>> START

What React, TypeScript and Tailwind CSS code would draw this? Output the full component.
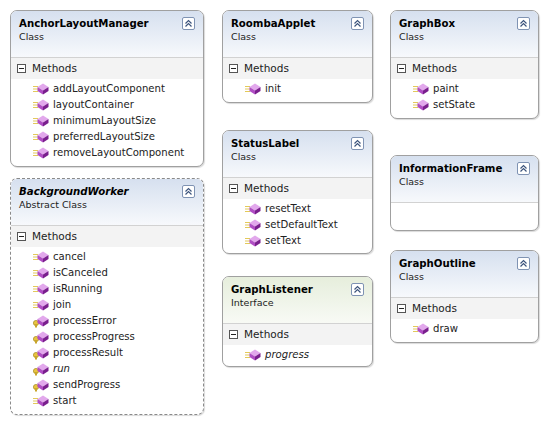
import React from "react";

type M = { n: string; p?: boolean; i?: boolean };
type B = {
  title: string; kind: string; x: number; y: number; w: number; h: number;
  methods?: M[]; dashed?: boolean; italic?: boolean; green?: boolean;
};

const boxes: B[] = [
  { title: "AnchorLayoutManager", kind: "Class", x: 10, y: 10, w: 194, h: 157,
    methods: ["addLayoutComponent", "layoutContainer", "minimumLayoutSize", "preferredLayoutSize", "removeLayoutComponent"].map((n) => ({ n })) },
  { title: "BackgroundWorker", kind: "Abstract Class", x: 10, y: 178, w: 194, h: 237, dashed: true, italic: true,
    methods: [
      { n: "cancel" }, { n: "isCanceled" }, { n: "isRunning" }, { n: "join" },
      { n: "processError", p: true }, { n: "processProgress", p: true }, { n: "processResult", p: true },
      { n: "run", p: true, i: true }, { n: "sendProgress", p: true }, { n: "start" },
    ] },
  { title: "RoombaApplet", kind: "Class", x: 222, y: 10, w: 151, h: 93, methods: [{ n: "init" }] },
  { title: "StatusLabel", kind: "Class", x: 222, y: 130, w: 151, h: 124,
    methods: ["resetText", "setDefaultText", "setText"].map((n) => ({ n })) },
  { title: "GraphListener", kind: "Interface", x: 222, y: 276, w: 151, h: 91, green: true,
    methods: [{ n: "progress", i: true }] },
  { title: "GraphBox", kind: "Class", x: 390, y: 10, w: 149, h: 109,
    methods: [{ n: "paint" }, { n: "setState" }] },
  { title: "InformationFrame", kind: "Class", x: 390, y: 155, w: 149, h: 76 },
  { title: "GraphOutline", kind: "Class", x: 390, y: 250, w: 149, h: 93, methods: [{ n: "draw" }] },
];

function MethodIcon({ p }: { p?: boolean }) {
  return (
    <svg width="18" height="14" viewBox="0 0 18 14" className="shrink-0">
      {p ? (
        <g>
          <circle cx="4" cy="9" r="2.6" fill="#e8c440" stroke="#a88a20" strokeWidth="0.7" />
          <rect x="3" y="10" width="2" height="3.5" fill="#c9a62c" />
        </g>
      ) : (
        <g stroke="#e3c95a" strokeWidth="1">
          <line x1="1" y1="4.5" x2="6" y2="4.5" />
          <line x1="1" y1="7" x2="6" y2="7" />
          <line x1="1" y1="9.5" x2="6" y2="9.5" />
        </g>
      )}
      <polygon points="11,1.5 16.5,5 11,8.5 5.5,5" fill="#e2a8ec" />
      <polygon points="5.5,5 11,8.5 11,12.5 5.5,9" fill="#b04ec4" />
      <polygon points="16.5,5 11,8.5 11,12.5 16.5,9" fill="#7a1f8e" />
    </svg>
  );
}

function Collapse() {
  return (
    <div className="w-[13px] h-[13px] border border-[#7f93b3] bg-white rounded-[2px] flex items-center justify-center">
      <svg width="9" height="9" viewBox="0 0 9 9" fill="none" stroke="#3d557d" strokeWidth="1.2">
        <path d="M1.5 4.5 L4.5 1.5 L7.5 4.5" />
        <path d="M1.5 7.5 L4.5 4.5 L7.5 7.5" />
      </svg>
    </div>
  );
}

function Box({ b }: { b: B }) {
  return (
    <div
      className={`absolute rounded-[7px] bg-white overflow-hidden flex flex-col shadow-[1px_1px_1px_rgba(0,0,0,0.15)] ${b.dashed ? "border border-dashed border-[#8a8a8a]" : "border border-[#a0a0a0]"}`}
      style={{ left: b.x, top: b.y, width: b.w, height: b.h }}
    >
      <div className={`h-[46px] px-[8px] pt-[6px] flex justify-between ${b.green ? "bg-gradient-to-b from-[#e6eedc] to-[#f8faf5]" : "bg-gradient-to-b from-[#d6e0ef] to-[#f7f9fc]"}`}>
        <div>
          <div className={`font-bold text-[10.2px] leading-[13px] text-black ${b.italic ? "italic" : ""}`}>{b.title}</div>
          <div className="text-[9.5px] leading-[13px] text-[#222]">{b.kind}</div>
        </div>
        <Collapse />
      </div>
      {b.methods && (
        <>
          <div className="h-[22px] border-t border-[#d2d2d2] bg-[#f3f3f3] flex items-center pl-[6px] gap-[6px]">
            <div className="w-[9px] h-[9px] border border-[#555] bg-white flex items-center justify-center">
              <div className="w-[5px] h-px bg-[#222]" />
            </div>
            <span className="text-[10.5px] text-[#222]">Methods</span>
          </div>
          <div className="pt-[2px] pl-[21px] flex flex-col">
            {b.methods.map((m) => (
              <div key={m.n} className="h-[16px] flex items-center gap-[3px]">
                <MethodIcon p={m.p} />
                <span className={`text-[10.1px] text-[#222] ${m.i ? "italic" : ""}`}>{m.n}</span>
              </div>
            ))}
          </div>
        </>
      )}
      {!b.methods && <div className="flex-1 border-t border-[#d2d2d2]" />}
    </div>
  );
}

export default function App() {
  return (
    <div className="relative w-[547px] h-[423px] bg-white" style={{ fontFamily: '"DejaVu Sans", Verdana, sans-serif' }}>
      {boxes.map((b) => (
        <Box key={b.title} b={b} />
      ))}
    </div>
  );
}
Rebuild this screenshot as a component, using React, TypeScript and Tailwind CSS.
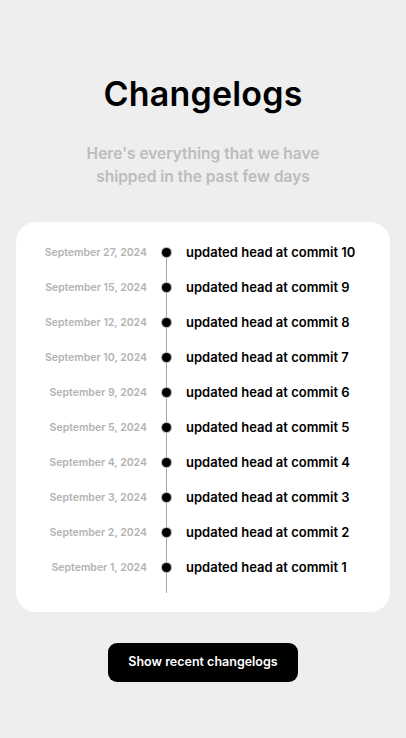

>> END

Exercise directions: Omit the pictures, then output the rest of the listing exactly.

Task output:
What React, TypeScript and Tailwind CSS code would draw this? Output the full component.
import React from "react";

type M = { n: string; p?: boolean; i?: boolean };
type B = {
  title: string; kind: string; x: number; y: number; w: number; h: number;
  methods?: M[]; dashed?: boolean; italic?: boolean; green?: boolean;
};

const boxes: B[] = [
  { title: "AnchorLayoutManager", kind: "Class", x: 10, y: 10, w: 194, h: 157,
    methods: ["addLayoutComponent", "layoutContainer", "minimumLayoutSize", "preferredLayoutSize", "removeLayoutComponent"].map((n) => ({ n })) },
  { title: "BackgroundWorker", kind: "Abstract Class", x: 10, y: 178, w: 194, h: 237, dashed: true, italic: true,
    methods: [
      { n: "cancel" }, { n: "isCanceled" }, { n: "isRunning" }, { n: "join" },
      { n: "processError", p: true }, { n: "processProgress", p: true }, { n: "processResult", p: true },
      { n: "run", p: true, i: true }, { n: "sendProgress", p: true }, { n: "start" },
    ] },
  { title: "RoombaApplet", kind: "Class", x: 222, y: 10, w: 151, h: 93, methods: [{ n: "init" }] },
  { title: "StatusLabel", kind: "Class", x: 222, y: 130, w: 151, h: 124,
    methods: ["resetText", "setDefaultText", "setText"].map((n) => ({ n })) },
  { title: "GraphListener", kind: "Interface", x: 222, y: 276, w: 151, h: 91, green: true,
    methods: [{ n: "progress", i: true }] },
  { title: "GraphBox", kind: "Class", x: 390, y: 10, w: 149, h: 109,
    methods: [{ n: "paint" }, { n: "setState" }] },
  { title: "InformationFrame", kind: "Class", x: 390, y: 155, w: 149, h: 76 },
  { title: "GraphOutline", kind: "Class", x: 390, y: 250, w: 149, h: 93, methods: [{ n: "draw" }] },
];

function MethodIcon({ p }: { p?: boolean }) {
  return (
    <svg width="18" height="14" viewBox="0 0 18 14" className="shrink-0">
      {p ? (
        <g>
          <circle cx="4" cy="9" r="2.6" fill="#e8c440" stroke="#a88a20" strokeWidth="0.7" />
          <rect x="3" y="10" width="2" height="3.5" fill="#c9a62c" />
        </g>
      ) : (
        <g stroke="#e3c95a" strokeWidth="1">
          <line x1="1" y1="4.5" x2="6" y2="4.5" />
          <line x1="1" y1="7" x2="6" y2="7" />
          <line x1="1" y1="9.5" x2="6" y2="9.5" />
        </g>
      )}
      <polygon points="11,1.5 16.5,5 11,8.5 5.5,5" fill="#e2a8ec" />
      <polygon points="5.5,5 11,8.5 11,12.5 5.5,9" fill="#b04ec4" />
      <polygon points="16.5,5 11,8.5 11,12.5 16.5,9" fill="#7a1f8e" />
    </svg>
  );
}

function Collapse() {
  return (
    <div className="w-[13px] h-[13px] border border-[#7f93b3] bg-white rounded-[2px] flex items-center justify-center">
      <svg width="9" height="9" viewBox="0 0 9 9" fill="none" stroke="#3d557d" strokeWidth="1.2">
        <path d="M1.5 4.5 L4.5 1.5 L7.5 4.5" />
        <path d="M1.5 7.5 L4.5 4.5 L7.5 7.5" />
      </svg>
    </div>
  );
}

function Box({ b }: { b: B }) {
  return (
    <div
      className={`absolute rounded-[7px] bg-white overflow-hidden flex flex-col shadow-[1px_1px_1px_rgba(0,0,0,0.15)] ${b.dashed ? "border border-dashed border-[#8a8a8a]" : "border border-[#a0a0a0]"}`}
      style={{ left: b.x, top: b.y, width: b.w, height: b.h }}
    >
      <div className={`h-[46px] px-[8px] pt-[6px] flex justify-between ${b.green ? "bg-gradient-to-b from-[#e6eedc] to-[#f8faf5]" : "bg-gradient-to-b from-[#d6e0ef] to-[#f7f9fc]"}`}>
        <div>
          <div className={`font-bold text-[10.2px] leading-[13px] text-black ${b.italic ? "italic" : ""}`}>{b.title}</div>
          <div className="text-[9.5px] leading-[13px] text-[#222]">{b.kind}</div>
        </div>
        <Collapse />
      </div>
      {b.methods && (
        <>
          <div className="h-[22px] border-t border-[#d2d2d2] bg-[#f3f3f3] flex items-center pl-[6px] gap-[6px]">
            <div className="w-[9px] h-[9px] border border-[#555] bg-white flex items-center justify-center">
              <div className="w-[5px] h-px bg-[#222]" />
            </div>
            <span className="text-[10.5px] text-[#222]">Methods</span>
          </div>
          <div className="pt-[2px] pl-[21px] flex flex-col">
            {b.methods.map((m) => (
              <div key={m.n} className="h-[16px] flex items-center gap-[3px]">
                <MethodIcon p={m.p} />
                <span className={`text-[10.1px] text-[#222] ${m.i ? "italic" : ""}`}>{m.n}</span>
              </div>
            ))}
          </div>
        </>
      )}
      {!b.methods && <div className="flex-1 border-t border-[#d2d2d2]" />}
    </div>
  );
}

export default function App() {
  return (
    <div className="relative w-[547px] h-[423px] bg-white" style={{ fontFamily: '"DejaVu Sans", Verdana, sans-serif' }}>
      {boxes.map((b) => (
        <Box key={b.title} b={b} />
      ))}
    </div>
  );
}
Rebuild this screenshot as a component, using React, TypeScript and Tailwind CSS.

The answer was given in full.